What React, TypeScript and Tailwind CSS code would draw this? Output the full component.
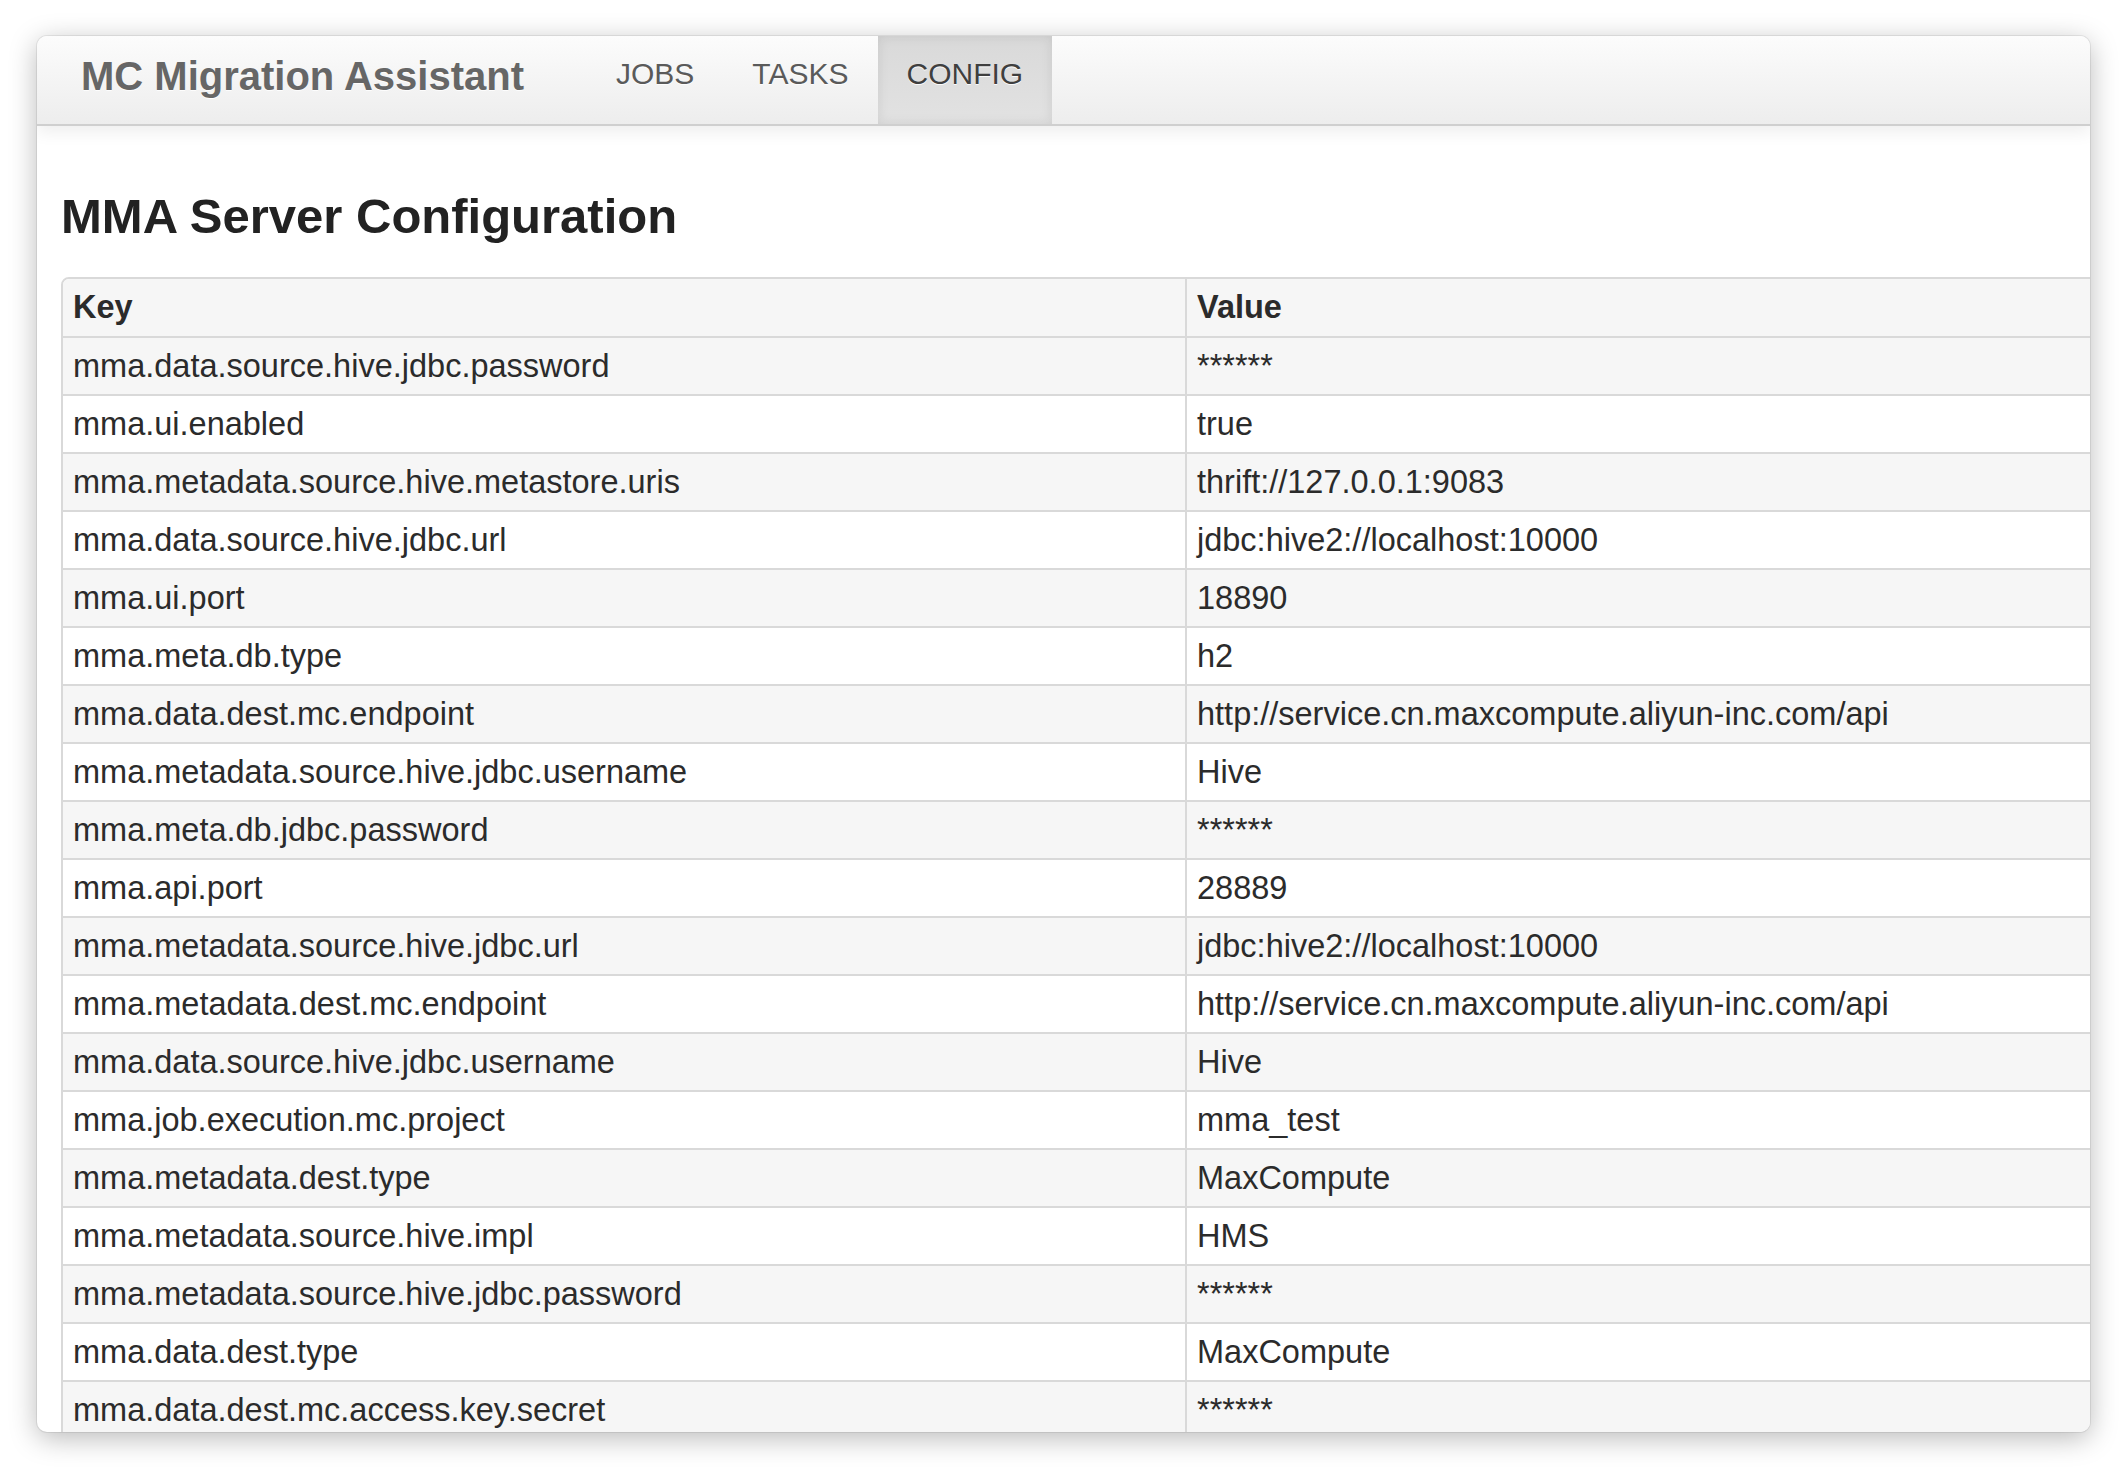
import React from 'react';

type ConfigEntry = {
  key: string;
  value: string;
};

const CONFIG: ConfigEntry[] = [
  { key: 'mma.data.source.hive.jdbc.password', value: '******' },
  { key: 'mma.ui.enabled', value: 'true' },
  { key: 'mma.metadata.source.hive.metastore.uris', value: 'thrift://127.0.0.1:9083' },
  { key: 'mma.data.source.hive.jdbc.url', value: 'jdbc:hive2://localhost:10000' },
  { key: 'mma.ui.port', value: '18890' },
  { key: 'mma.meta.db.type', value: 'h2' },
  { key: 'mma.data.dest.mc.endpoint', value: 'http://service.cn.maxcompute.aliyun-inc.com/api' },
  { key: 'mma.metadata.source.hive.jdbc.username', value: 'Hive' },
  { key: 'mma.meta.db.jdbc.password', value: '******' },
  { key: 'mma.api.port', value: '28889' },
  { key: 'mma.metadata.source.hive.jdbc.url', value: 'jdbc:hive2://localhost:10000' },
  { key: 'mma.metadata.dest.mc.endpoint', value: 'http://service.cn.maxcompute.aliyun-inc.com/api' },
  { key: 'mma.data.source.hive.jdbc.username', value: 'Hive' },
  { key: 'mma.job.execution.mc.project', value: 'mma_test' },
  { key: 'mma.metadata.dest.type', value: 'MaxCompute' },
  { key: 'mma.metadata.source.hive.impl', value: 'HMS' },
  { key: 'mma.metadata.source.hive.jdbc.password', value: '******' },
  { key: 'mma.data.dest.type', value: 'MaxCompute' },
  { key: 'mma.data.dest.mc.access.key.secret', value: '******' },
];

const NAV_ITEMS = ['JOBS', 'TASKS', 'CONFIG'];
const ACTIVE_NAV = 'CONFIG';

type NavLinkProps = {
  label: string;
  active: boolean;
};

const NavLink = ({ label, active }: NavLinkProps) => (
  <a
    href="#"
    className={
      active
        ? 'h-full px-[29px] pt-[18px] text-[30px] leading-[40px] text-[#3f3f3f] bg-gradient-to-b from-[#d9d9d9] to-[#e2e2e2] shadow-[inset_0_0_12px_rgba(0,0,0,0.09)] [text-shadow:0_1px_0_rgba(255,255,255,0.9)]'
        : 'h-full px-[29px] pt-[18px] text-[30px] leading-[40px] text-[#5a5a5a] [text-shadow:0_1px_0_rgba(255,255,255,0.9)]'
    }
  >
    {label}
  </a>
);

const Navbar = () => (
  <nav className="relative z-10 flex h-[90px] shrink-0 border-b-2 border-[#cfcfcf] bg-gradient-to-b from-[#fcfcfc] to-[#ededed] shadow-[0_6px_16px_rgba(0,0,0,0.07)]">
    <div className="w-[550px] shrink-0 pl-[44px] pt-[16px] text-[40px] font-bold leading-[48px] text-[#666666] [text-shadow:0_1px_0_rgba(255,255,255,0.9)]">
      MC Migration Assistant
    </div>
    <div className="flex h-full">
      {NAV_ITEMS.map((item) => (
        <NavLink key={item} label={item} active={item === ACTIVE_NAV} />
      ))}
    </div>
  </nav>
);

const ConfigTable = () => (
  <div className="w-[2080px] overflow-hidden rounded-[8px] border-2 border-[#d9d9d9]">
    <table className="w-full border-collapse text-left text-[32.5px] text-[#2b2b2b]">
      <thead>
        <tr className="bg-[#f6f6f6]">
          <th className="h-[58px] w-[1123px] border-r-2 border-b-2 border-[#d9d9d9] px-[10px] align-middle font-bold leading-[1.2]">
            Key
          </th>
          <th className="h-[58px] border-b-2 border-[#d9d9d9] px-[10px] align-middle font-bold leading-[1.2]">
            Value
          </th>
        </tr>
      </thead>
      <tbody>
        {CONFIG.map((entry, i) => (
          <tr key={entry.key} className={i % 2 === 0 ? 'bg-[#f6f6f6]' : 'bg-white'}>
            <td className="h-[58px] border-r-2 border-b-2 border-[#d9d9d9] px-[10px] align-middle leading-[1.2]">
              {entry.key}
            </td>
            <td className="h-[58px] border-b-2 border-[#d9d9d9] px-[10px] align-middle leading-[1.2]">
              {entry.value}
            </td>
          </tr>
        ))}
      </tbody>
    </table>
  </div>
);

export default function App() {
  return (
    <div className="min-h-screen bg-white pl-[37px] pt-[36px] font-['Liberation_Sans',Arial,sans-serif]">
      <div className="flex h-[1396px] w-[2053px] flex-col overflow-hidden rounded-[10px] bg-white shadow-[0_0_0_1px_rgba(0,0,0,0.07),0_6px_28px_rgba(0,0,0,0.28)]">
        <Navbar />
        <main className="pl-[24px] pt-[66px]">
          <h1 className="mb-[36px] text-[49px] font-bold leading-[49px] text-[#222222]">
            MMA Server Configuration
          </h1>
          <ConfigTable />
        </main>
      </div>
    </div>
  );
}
________
* **Exercise instructions**
Set the listing down in full and exactly. Pictures within it should not appear in the copy.

* **Solution to this task**
What React, TypeScript and Tailwind CSS code would draw this? Output the full component.
import React from 'react';

type ConfigEntry = {
  key: string;
  value: string;
};

const CONFIG: ConfigEntry[] = [
  { key: 'mma.data.source.hive.jdbc.password', value: '******' },
  { key: 'mma.ui.enabled', value: 'true' },
  { key: 'mma.metadata.source.hive.metastore.uris', value: 'thrift://127.0.0.1:9083' },
  { key: 'mma.data.source.hive.jdbc.url', value: 'jdbc:hive2://localhost:10000' },
  { key: 'mma.ui.port', value: '18890' },
  { key: 'mma.meta.db.type', value: 'h2' },
  { key: 'mma.data.dest.mc.endpoint', value: 'http://service.cn.maxcompute.aliyun-inc.com/api' },
  { key: 'mma.metadata.source.hive.jdbc.username', value: 'Hive' },
  { key: 'mma.meta.db.jdbc.password', value: '******' },
  { key: 'mma.api.port', value: '28889' },
  { key: 'mma.metadata.source.hive.jdbc.url', value: 'jdbc:hive2://localhost:10000' },
  { key: 'mma.metadata.dest.mc.endpoint', value: 'http://service.cn.maxcompute.aliyun-inc.com/api' },
  { key: 'mma.data.source.hive.jdbc.username', value: 'Hive' },
  { key: 'mma.job.execution.mc.project', value: 'mma_test' },
  { key: 'mma.metadata.dest.type', value: 'MaxCompute' },
  { key: 'mma.metadata.source.hive.impl', value: 'HMS' },
  { key: 'mma.metadata.source.hive.jdbc.password', value: '******' },
  { key: 'mma.data.dest.type', value: 'MaxCompute' },
  { key: 'mma.data.dest.mc.access.key.secret', value: '******' },
];

const NAV_ITEMS = ['JOBS', 'TASKS', 'CONFIG'];
const ACTIVE_NAV = 'CONFIG';

type NavLinkProps = {
  label: string;
  active: boolean;
};

const NavLink = ({ label, active }: NavLinkProps) => (
  <a
    href="#"
    className={
      active
        ? 'h-full px-[29px] pt-[18px] text-[30px] leading-[40px] text-[#3f3f3f] bg-gradient-to-b from-[#d9d9d9] to-[#e2e2e2] shadow-[inset_0_0_12px_rgba(0,0,0,0.09)] [text-shadow:0_1px_0_rgba(255,255,255,0.9)]'
        : 'h-full px-[29px] pt-[18px] text-[30px] leading-[40px] text-[#5a5a5a] [text-shadow:0_1px_0_rgba(255,255,255,0.9)]'
    }
  >
    {label}
  </a>
);

const Navbar = () => (
  <nav className="relative z-10 flex h-[90px] shrink-0 border-b-2 border-[#cfcfcf] bg-gradient-to-b from-[#fcfcfc] to-[#ededed] shadow-[0_6px_16px_rgba(0,0,0,0.07)]">
    <div className="w-[550px] shrink-0 pl-[44px] pt-[16px] text-[40px] font-bold leading-[48px] text-[#666666] [text-shadow:0_1px_0_rgba(255,255,255,0.9)]">
      MC Migration Assistant
    </div>
    <div className="flex h-full">
      {NAV_ITEMS.map((item) => (
        <NavLink key={item} label={item} active={item === ACTIVE_NAV} />
      ))}
    </div>
  </nav>
);

const ConfigTable = () => (
  <div className="w-[2080px] overflow-hidden rounded-[8px] border-2 border-[#d9d9d9]">
    <table className="w-full border-collapse text-left text-[32.5px] text-[#2b2b2b]">
      <thead>
        <tr className="bg-[#f6f6f6]">
          <th className="h-[58px] w-[1123px] border-r-2 border-b-2 border-[#d9d9d9] px-[10px] align-middle font-bold leading-[1.2]">
            Key
          </th>
          <th className="h-[58px] border-b-2 border-[#d9d9d9] px-[10px] align-middle font-bold leading-[1.2]">
            Value
          </th>
        </tr>
      </thead>
      <tbody>
        {CONFIG.map((entry, i) => (
          <tr key={entry.key} className={i % 2 === 0 ? 'bg-[#f6f6f6]' : 'bg-white'}>
            <td className="h-[58px] border-r-2 border-b-2 border-[#d9d9d9] px-[10px] align-middle leading-[1.2]">
              {entry.key}
            </td>
            <td className="h-[58px] border-b-2 border-[#d9d9d9] px-[10px] align-middle leading-[1.2]">
              {entry.value}
            </td>
          </tr>
        ))}
      </tbody>
    </table>
  </div>
);

export default function App() {
  return (
    <div className="min-h-screen bg-white pl-[37px] pt-[36px] font-['Liberation_Sans',Arial,sans-serif]">
      <div className="flex h-[1396px] w-[2053px] flex-col overflow-hidden rounded-[10px] bg-white shadow-[0_0_0_1px_rgba(0,0,0,0.07),0_6px_28px_rgba(0,0,0,0.28)]">
        <Navbar />
        <main className="pl-[24px] pt-[66px]">
          <h1 className="mb-[36px] text-[49px] font-bold leading-[49px] text-[#222222]">
            MMA Server Configuration
          </h1>
          <ConfigTable />
        </main>
      </div>
    </div>
  );
}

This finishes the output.